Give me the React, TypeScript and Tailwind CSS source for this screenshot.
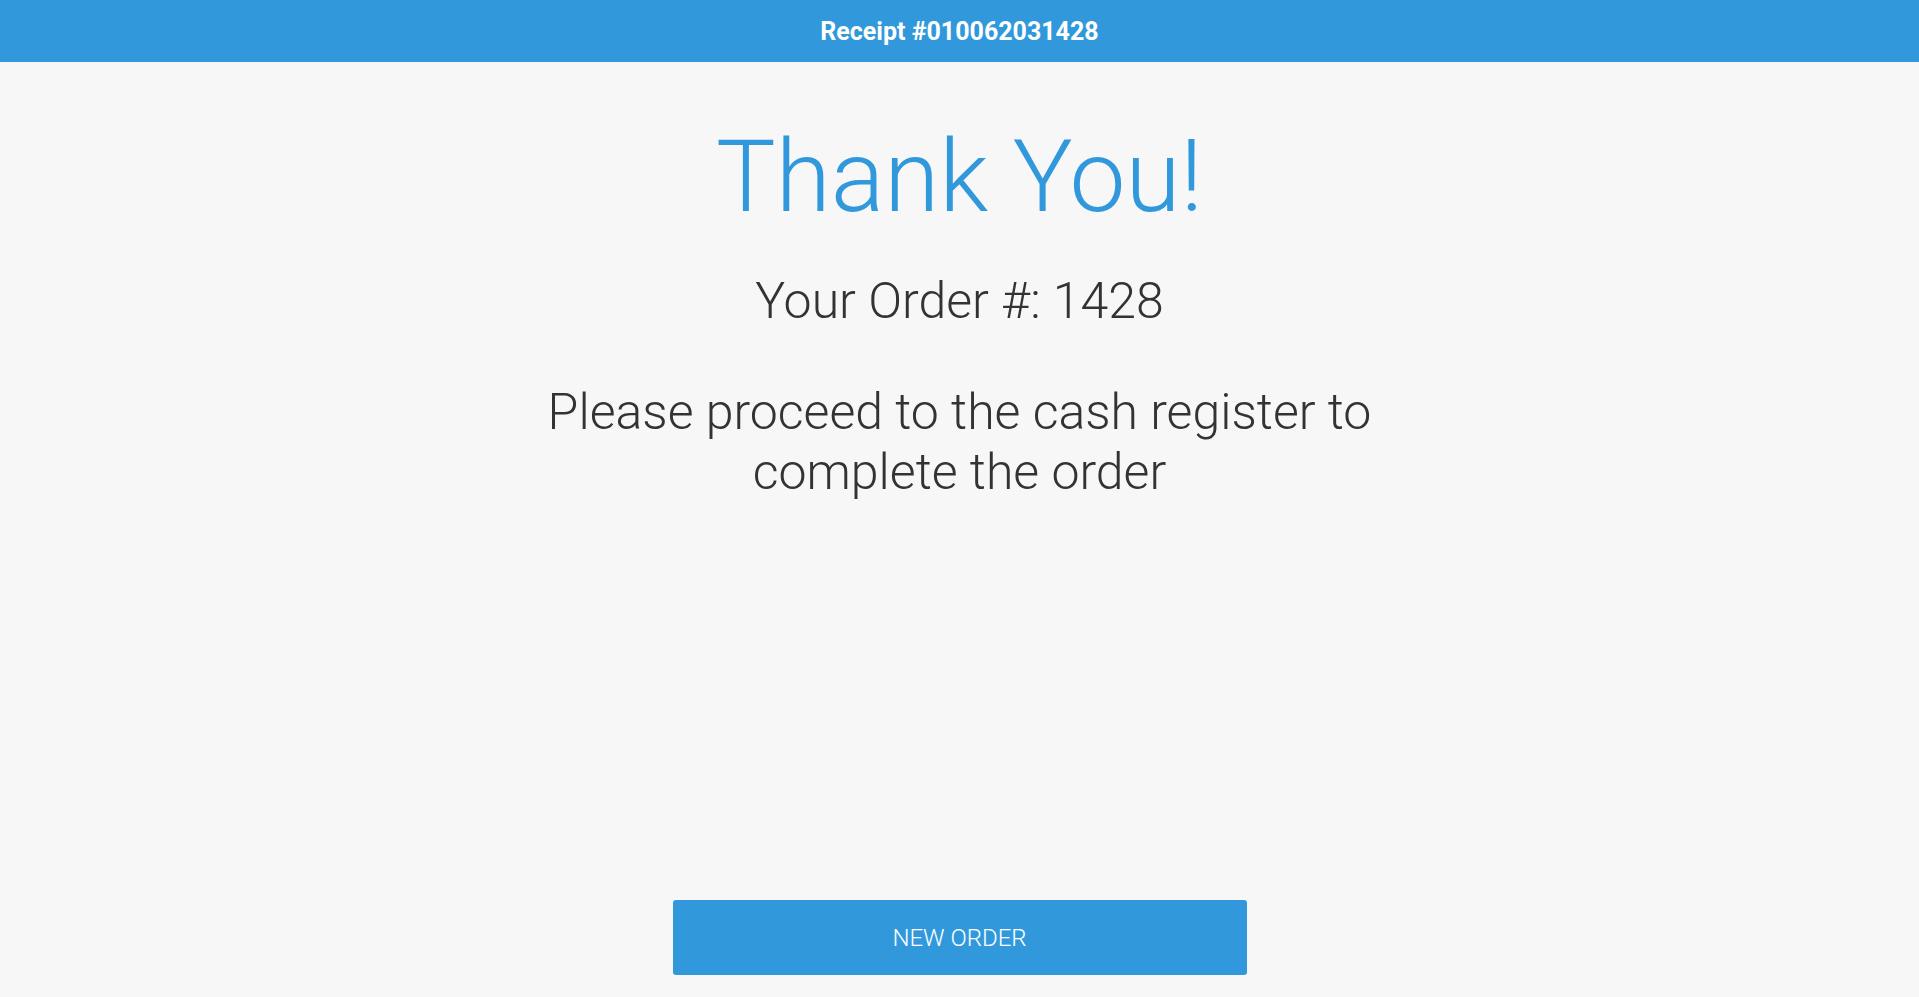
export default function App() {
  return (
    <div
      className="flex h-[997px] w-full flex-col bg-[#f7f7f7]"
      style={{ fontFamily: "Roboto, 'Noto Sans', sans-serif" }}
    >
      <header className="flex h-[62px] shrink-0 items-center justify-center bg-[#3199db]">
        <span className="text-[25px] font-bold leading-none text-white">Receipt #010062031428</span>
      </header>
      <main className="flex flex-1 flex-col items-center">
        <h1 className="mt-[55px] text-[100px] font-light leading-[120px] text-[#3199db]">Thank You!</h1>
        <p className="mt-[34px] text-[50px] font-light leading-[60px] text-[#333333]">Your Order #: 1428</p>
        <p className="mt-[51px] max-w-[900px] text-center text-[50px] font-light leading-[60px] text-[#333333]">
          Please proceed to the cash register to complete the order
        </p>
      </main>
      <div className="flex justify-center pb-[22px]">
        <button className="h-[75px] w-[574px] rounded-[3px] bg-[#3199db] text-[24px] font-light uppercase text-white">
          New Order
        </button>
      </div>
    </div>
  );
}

____________________

→ **What this task involves**
Transcribe all of the material exactly, leaving out whatever pictures it contains.

→ **Output of the task**
Give me the React, TypeScript and Tailwind CSS source for this screenshot.
export default function App() {
  return (
    <div
      className="flex h-[997px] w-full flex-col bg-[#f7f7f7]"
      style={{ fontFamily: "Roboto, 'Noto Sans', sans-serif" }}
    >
      <header className="flex h-[62px] shrink-0 items-center justify-center bg-[#3199db]">
        <span className="text-[25px] font-bold leading-none text-white">Receipt #010062031428</span>
      </header>
      <main className="flex flex-1 flex-col items-center">
        <h1 className="mt-[55px] text-[100px] font-light leading-[120px] text-[#3199db]">Thank You!</h1>
        <p className="mt-[34px] text-[50px] font-light leading-[60px] text-[#333333]">Your Order #: 1428</p>
        <p className="mt-[51px] max-w-[900px] text-center text-[50px] font-light leading-[60px] text-[#333333]">
          Please proceed to the cash register to complete the order
        </p>
      </main>
      <div className="flex justify-center pb-[22px]">
        <button className="h-[75px] w-[574px] rounded-[3px] bg-[#3199db] text-[24px] font-light uppercase text-white">
          New Order
        </button>
      </div>
    </div>
  );
}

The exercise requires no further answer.